▼
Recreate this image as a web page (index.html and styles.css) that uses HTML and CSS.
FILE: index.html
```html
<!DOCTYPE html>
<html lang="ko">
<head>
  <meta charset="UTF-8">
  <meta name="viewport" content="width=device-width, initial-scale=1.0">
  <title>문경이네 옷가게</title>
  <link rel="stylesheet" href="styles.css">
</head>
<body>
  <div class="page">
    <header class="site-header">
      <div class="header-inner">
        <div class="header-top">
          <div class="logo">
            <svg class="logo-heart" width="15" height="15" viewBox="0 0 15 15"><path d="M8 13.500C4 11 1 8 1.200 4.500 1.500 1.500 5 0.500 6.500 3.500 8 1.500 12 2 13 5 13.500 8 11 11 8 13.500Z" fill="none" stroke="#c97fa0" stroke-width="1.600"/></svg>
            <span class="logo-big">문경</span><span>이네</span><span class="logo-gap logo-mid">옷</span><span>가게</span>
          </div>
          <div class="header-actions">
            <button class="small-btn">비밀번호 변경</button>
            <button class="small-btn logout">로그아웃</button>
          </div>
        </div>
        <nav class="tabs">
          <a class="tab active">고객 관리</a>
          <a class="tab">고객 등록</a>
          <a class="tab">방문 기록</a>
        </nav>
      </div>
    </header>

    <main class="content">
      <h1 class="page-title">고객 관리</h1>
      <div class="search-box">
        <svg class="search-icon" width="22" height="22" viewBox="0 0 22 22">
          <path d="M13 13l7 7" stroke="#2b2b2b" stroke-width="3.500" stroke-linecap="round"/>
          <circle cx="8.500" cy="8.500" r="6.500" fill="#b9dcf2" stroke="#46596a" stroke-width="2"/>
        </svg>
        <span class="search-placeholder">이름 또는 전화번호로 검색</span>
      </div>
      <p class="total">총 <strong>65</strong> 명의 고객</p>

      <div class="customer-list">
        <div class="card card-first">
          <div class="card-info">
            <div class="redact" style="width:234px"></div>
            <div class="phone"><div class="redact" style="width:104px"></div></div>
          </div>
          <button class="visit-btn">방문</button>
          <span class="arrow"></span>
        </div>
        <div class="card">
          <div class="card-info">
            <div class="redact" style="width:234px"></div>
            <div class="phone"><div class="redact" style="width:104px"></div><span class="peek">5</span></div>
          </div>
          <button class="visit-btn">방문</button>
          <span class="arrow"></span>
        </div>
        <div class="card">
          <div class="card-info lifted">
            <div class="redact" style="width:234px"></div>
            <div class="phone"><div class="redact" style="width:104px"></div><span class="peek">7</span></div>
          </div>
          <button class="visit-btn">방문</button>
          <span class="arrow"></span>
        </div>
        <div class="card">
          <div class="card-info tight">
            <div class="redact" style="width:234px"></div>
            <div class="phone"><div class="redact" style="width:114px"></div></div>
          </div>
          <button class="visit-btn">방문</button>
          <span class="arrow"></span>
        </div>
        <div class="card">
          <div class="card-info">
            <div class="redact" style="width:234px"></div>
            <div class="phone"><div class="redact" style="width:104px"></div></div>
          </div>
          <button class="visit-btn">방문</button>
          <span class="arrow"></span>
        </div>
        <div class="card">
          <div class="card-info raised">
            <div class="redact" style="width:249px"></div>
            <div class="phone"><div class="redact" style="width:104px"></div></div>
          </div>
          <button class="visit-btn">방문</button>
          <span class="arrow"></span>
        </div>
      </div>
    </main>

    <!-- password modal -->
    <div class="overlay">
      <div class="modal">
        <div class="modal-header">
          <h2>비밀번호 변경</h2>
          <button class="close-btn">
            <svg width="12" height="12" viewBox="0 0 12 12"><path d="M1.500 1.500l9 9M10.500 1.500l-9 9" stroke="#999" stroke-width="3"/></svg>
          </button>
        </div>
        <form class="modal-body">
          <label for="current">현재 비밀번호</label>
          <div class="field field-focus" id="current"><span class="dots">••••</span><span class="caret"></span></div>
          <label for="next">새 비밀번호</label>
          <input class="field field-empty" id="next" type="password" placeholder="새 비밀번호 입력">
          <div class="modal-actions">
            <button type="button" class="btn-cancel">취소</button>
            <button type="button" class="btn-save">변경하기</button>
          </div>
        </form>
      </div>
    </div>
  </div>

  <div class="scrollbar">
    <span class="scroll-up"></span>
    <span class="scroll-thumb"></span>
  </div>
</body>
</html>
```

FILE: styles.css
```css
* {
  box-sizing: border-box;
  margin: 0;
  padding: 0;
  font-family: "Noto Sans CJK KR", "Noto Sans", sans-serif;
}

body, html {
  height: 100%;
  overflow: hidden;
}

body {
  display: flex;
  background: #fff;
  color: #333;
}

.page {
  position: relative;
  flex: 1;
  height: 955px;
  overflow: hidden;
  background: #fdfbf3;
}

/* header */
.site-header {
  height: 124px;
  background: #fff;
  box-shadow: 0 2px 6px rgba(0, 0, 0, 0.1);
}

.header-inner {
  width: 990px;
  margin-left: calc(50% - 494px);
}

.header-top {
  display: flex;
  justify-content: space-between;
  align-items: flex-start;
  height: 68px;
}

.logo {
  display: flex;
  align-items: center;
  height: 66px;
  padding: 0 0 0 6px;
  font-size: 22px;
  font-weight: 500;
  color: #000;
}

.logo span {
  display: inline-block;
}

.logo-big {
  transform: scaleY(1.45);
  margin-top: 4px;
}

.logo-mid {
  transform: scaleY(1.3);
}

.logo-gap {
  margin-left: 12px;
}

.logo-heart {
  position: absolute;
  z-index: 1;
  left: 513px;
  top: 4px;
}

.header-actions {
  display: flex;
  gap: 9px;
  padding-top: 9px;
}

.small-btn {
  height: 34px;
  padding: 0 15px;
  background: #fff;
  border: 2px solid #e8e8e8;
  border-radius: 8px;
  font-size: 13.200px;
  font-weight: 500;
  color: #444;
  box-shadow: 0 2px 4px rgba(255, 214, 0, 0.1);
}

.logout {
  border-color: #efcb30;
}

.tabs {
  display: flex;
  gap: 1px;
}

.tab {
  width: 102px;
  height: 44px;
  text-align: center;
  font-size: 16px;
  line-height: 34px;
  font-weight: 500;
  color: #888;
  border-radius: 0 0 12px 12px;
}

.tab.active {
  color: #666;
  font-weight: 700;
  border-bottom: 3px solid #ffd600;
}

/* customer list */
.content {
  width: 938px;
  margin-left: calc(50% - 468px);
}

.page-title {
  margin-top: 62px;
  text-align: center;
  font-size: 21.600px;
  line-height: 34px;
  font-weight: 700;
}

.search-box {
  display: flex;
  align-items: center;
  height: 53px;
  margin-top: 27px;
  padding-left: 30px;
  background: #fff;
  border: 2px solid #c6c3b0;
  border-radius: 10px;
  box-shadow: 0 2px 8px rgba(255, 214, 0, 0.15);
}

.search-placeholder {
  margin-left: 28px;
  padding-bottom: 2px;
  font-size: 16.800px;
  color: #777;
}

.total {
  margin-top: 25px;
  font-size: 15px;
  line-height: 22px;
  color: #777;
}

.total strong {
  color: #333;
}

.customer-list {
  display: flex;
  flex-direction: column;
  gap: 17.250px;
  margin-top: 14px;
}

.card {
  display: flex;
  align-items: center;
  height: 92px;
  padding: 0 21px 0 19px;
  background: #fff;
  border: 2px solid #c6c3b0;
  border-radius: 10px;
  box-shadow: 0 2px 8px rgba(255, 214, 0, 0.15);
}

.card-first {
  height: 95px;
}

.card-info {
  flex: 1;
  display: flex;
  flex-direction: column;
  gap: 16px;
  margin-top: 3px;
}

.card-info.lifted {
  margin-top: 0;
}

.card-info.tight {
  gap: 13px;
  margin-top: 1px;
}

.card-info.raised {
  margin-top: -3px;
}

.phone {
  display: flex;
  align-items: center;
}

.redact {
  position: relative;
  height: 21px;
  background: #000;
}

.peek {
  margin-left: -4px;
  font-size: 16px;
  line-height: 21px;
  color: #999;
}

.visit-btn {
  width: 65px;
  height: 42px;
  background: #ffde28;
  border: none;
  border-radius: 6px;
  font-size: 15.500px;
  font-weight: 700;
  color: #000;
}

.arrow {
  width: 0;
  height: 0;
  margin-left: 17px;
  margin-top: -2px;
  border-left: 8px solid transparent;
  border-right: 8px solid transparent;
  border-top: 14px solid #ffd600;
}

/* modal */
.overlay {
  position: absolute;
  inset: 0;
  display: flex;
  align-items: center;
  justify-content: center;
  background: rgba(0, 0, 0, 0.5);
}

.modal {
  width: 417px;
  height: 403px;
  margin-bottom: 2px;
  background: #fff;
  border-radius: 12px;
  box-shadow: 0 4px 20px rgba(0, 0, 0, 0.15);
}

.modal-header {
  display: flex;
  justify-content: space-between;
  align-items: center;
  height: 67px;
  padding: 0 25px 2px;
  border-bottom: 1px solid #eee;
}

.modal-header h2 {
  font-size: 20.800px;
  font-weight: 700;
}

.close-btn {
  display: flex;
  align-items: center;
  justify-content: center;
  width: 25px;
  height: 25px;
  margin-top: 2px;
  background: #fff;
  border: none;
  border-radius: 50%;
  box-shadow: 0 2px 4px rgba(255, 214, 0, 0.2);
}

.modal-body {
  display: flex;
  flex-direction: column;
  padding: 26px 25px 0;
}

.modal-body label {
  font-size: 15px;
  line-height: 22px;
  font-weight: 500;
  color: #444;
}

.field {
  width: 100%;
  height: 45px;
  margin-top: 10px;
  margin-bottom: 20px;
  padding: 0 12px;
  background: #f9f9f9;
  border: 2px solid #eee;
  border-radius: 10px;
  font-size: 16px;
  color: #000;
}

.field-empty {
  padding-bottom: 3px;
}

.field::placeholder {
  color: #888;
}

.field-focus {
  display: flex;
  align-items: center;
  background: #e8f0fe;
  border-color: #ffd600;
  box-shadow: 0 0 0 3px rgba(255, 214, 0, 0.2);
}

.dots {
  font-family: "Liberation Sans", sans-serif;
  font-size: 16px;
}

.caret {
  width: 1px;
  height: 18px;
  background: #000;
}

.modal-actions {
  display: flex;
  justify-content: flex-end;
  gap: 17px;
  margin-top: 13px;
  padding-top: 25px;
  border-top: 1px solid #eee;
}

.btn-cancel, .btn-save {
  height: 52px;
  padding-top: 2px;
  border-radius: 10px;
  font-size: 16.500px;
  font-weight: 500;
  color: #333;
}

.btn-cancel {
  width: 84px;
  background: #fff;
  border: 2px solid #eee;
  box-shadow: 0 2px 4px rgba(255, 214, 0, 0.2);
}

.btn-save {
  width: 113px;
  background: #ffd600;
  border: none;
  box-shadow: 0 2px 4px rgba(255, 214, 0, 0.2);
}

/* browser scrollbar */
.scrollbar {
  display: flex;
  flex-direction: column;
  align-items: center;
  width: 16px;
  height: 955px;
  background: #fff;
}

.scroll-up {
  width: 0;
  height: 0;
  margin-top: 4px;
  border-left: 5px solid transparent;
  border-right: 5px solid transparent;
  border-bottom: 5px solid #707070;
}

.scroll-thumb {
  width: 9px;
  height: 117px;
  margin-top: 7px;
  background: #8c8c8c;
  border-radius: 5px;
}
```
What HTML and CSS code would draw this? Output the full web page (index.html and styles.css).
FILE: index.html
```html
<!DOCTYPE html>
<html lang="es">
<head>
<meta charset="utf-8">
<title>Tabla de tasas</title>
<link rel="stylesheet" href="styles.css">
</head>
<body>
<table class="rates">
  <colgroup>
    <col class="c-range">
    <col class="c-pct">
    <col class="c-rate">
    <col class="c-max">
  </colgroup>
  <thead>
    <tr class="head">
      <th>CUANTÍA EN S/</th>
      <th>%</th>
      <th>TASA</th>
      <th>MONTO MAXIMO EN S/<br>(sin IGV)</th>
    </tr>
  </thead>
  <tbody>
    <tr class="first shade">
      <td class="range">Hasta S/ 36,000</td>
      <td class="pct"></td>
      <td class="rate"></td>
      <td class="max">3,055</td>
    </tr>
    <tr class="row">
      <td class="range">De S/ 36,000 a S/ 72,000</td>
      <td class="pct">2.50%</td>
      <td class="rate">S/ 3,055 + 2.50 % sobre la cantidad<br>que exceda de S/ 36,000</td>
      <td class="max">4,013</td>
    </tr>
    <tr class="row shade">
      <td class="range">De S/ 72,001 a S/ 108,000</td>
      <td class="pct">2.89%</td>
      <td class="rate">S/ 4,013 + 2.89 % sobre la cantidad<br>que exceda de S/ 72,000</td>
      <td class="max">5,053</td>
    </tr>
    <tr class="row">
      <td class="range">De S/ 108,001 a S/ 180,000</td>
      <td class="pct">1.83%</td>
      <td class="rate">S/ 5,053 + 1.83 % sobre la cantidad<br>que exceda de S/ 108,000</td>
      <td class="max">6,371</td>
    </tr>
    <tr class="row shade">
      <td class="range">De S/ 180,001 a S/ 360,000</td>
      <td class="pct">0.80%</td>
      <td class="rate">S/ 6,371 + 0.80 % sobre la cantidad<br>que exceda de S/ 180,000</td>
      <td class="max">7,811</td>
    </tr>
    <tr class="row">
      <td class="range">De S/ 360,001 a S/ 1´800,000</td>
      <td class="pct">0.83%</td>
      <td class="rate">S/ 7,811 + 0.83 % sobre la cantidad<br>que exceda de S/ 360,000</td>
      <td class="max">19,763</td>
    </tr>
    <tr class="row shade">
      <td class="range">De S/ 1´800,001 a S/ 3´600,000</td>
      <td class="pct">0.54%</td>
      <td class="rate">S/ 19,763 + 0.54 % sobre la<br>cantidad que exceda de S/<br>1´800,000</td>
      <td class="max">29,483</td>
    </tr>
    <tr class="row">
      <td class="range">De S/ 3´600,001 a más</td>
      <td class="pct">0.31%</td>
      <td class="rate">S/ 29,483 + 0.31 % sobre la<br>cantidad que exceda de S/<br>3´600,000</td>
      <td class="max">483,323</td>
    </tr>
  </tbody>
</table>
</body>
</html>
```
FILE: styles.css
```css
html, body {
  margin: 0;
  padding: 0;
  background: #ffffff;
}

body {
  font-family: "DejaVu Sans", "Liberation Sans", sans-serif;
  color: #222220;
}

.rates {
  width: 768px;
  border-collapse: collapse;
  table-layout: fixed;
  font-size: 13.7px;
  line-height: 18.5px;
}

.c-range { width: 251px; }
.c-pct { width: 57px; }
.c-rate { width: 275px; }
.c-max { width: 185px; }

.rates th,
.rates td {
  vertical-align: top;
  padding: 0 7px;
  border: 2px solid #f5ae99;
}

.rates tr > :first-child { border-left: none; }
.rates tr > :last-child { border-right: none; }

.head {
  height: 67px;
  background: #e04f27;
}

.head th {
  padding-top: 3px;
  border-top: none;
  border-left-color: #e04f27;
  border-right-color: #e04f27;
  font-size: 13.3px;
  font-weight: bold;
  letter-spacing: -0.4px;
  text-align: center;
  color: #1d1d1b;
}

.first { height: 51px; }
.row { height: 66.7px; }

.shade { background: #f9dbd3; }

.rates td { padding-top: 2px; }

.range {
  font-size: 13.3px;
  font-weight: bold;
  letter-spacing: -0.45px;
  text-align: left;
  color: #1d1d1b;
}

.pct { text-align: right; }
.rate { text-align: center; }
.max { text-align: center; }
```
▲
[Task goal] Report only how many lines in the entries contain "styles".

[Written response] 6